Underneath, Ludwig played with harmonic dissonance (anguished augmented fourths, eerie major/minor thirds, sustained semitone clusters) to convey the forest’s pain and fragility. Fire – needed for these trees to regenerate – became rain, with slapping pizzicati, and an army of percussion (clapper, snare, xylophone) became the cuts and slices of bleeding resin. Ludwig also paid homage to his more famous namesake, opening his piece with a tenor/bassoon recitative echoing that of the Ninth Symphony, and ominous timpani triplets later echoing the knocking of Fate in the Fifth. Altogether, “The Bleeding Pines” is a powerful, painterly piece, starkly conveying both the destruction and the hope of salvation that humans hold over nature, and themselves.

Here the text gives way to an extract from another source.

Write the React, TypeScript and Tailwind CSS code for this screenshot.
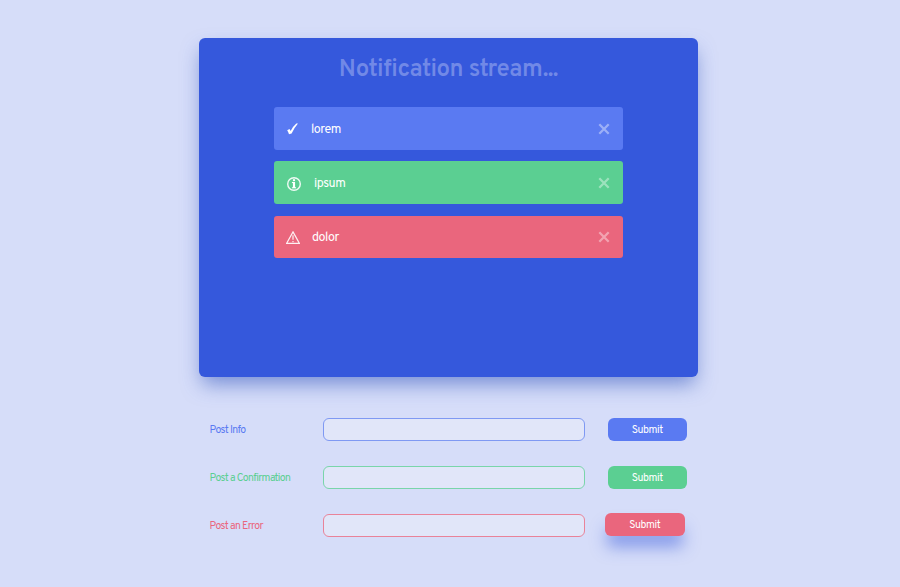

Finally, as if resolving that polarity, the concert ended with a triumphant performance of Beethoven’s “Choral Fantasy.” Mahidhara returned to the piano in a sparkling midnight-blue dress replacing the previous pristine white, and offered the icing on Beethoven’s sumptuous musical cake. The deceptively simple six-note melody wound through wind solos, duets, strings and finally a golden-toned chorus, declaring the shining beauty and divinity of nature while Mahidhara’s piano rolled with glittering octave runs and the Pantages filled with a sense of hope.
A final encore – Mahidhara accompanying Symphony Tacoma Voices in the sonorous harmonies of the Ukrainian national anthem, with everyone standing in honor – seemed to confirm that hope against the precariousness of our current world.